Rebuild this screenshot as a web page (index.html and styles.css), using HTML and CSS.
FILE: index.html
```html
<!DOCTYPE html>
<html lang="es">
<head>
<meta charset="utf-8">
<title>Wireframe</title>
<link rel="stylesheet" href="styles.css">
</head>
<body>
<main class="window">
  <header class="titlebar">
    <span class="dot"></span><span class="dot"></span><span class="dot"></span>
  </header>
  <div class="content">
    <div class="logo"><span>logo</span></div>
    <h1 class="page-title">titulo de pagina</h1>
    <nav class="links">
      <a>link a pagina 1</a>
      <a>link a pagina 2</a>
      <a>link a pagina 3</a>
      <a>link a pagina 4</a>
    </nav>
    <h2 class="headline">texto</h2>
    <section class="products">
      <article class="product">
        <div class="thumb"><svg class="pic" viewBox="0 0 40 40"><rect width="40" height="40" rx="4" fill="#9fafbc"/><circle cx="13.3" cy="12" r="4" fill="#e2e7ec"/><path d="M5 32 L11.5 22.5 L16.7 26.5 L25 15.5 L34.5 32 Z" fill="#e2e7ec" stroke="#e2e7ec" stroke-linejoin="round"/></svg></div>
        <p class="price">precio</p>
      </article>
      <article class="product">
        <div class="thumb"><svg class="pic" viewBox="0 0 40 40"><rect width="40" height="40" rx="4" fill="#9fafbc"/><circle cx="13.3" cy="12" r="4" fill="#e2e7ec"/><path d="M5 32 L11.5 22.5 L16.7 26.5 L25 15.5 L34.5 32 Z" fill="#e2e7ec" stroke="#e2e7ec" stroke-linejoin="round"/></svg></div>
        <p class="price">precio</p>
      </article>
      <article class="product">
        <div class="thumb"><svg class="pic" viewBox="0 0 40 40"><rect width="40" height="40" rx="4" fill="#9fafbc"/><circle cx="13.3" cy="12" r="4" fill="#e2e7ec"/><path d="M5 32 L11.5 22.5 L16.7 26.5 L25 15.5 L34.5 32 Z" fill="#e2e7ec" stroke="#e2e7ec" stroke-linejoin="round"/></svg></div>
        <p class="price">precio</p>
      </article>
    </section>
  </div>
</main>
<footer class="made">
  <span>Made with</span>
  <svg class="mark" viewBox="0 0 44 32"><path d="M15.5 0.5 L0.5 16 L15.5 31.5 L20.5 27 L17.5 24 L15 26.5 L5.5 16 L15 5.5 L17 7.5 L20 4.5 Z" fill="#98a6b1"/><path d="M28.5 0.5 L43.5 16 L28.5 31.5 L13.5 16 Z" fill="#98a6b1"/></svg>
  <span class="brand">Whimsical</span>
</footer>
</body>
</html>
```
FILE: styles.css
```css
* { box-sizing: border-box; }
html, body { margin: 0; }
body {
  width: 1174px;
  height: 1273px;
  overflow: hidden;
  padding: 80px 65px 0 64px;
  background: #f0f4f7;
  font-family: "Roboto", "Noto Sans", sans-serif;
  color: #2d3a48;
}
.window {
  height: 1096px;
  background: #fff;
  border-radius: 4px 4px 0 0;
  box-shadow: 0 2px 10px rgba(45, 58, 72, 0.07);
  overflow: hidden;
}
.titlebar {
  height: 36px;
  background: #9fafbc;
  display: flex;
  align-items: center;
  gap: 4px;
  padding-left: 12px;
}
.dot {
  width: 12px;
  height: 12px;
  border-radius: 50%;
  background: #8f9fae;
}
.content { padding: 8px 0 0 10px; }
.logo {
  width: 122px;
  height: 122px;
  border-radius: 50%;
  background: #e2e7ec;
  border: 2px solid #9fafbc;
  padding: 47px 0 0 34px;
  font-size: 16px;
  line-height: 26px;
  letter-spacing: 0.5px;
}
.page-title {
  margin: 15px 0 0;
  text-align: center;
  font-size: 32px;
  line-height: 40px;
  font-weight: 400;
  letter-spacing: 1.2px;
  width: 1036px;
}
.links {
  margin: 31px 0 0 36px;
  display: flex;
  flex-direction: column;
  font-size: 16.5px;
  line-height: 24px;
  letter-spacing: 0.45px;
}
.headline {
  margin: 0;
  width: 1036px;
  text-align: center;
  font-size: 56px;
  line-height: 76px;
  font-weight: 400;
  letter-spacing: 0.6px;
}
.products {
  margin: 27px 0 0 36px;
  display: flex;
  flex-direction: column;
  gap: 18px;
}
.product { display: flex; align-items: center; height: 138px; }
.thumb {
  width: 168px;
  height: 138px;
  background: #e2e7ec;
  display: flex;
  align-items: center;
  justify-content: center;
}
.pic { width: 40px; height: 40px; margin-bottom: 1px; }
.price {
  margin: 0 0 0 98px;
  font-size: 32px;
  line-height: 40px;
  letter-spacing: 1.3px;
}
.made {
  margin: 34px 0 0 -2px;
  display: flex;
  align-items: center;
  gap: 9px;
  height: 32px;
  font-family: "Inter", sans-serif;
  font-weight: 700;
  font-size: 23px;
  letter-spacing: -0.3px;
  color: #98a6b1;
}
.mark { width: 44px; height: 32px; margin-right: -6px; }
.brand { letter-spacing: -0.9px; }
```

....

--- PROBLEM REQUIREMENTS ---
Reproduce the data, keeping every line exactly the same.

--- FINAL RESULT ---
Rebuild this screenshot as a web page (index.html and styles.css), using HTML and CSS.
FILE: index.html
```html
<!DOCTYPE html>
<html lang="es">
<head>
<meta charset="utf-8">
<title>Wireframe</title>
<link rel="stylesheet" href="styles.css">
</head>
<body>
<main class="window">
  <header class="titlebar">
    <span class="dot"></span><span class="dot"></span><span class="dot"></span>
  </header>
  <div class="content">
    <div class="logo"><span>logo</span></div>
    <h1 class="page-title">titulo de pagina</h1>
    <nav class="links">
      <a>link a pagina 1</a>
      <a>link a pagina 2</a>
      <a>link a pagina 3</a>
      <a>link a pagina 4</a>
    </nav>
    <h2 class="headline">texto</h2>
    <section class="products">
      <article class="product">
        <div class="thumb"><svg class="pic" viewBox="0 0 40 40"><rect width="40" height="40" rx="4" fill="#9fafbc"/><circle cx="13.3" cy="12" r="4" fill="#e2e7ec"/><path d="M5 32 L11.5 22.5 L16.7 26.5 L25 15.5 L34.5 32 Z" fill="#e2e7ec" stroke="#e2e7ec" stroke-linejoin="round"/></svg></div>
        <p class="price">precio</p>
      </article>
      <article class="product">
        <div class="thumb"><svg class="pic" viewBox="0 0 40 40"><rect width="40" height="40" rx="4" fill="#9fafbc"/><circle cx="13.3" cy="12" r="4" fill="#e2e7ec"/><path d="M5 32 L11.5 22.5 L16.7 26.5 L25 15.5 L34.5 32 Z" fill="#e2e7ec" stroke="#e2e7ec" stroke-linejoin="round"/></svg></div>
        <p class="price">precio</p>
      </article>
      <article class="product">
        <div class="thumb"><svg class="pic" viewBox="0 0 40 40"><rect width="40" height="40" rx="4" fill="#9fafbc"/><circle cx="13.3" cy="12" r="4" fill="#e2e7ec"/><path d="M5 32 L11.5 22.5 L16.7 26.5 L25 15.5 L34.5 32 Z" fill="#e2e7ec" stroke="#e2e7ec" stroke-linejoin="round"/></svg></div>
        <p class="price">precio</p>
      </article>
    </section>
  </div>
</main>
<footer class="made">
  <span>Made with</span>
  <svg class="mark" viewBox="0 0 44 32"><path d="M15.5 0.5 L0.5 16 L15.5 31.5 L20.5 27 L17.5 24 L15 26.5 L5.5 16 L15 5.5 L17 7.5 L20 4.5 Z" fill="#98a6b1"/><path d="M28.5 0.5 L43.5 16 L28.5 31.5 L13.5 16 Z" fill="#98a6b1"/></svg>
  <span class="brand">Whimsical</span>
</footer>
</body>
</html>
```
FILE: styles.css
```css
* { box-sizing: border-box; }
html, body { margin: 0; }
body {
  width: 1174px;
  height: 1273px;
  overflow: hidden;
  padding: 80px 65px 0 64px;
  background: #f0f4f7;
  font-family: "Roboto", "Noto Sans", sans-serif;
  color: #2d3a48;
}
.window {
  height: 1096px;
  background: #fff;
  border-radius: 4px 4px 0 0;
  box-shadow: 0 2px 10px rgba(45, 58, 72, 0.07);
  overflow: hidden;
}
.titlebar {
  height: 36px;
  background: #9fafbc;
  display: flex;
  align-items: center;
  gap: 4px;
  padding-left: 12px;
}
.dot {
  width: 12px;
  height: 12px;
  border-radius: 50%;
  background: #8f9fae;
}
.content { padding: 8px 0 0 10px; }
.logo {
  width: 122px;
  height: 122px;
  border-radius: 50%;
  background: #e2e7ec;
  border: 2px solid #9fafbc;
  padding: 47px 0 0 34px;
  font-size: 16px;
  line-height: 26px;
  letter-spacing: 0.5px;
}
.page-title {
  margin: 15px 0 0;
  text-align: center;
  font-size: 32px;
  line-height: 40px;
  font-weight: 400;
  letter-spacing: 1.2px;
  width: 1036px;
}
.links {
  margin: 31px 0 0 36px;
  display: flex;
  flex-direction: column;
  font-size: 16.5px;
  line-height: 24px;
  letter-spacing: 0.45px;
}
.headline {
  margin: 0;
  width: 1036px;
  text-align: center;
  font-size: 56px;
  line-height: 76px;
  font-weight: 400;
  letter-spacing: 0.6px;
}
.products {
  margin: 27px 0 0 36px;
  display: flex;
  flex-direction: column;
  gap: 18px;
}
.product { display: flex; align-items: center; height: 138px; }
.thumb {
  width: 168px;
  height: 138px;
  background: #e2e7ec;
  display: flex;
  align-items: center;
  justify-content: center;
}
.pic { width: 40px; height: 40px; margin-bottom: 1px; }
.price {
  margin: 0 0 0 98px;
  font-size: 32px;
  line-height: 40px;
  letter-spacing: 1.3px;
}
.made {
  margin: 34px 0 0 -2px;
  display: flex;
  align-items: center;
  gap: 9px;
  height: 32px;
  font-family: "Inter", sans-serif;
  font-weight: 700;
  font-size: 23px;
  letter-spacing: -0.3px;
  color: #98a6b1;
}
.mark { width: 44px; height: 32px; margin-right: -6px; }
.brand { letter-spacing: -0.9px; }
```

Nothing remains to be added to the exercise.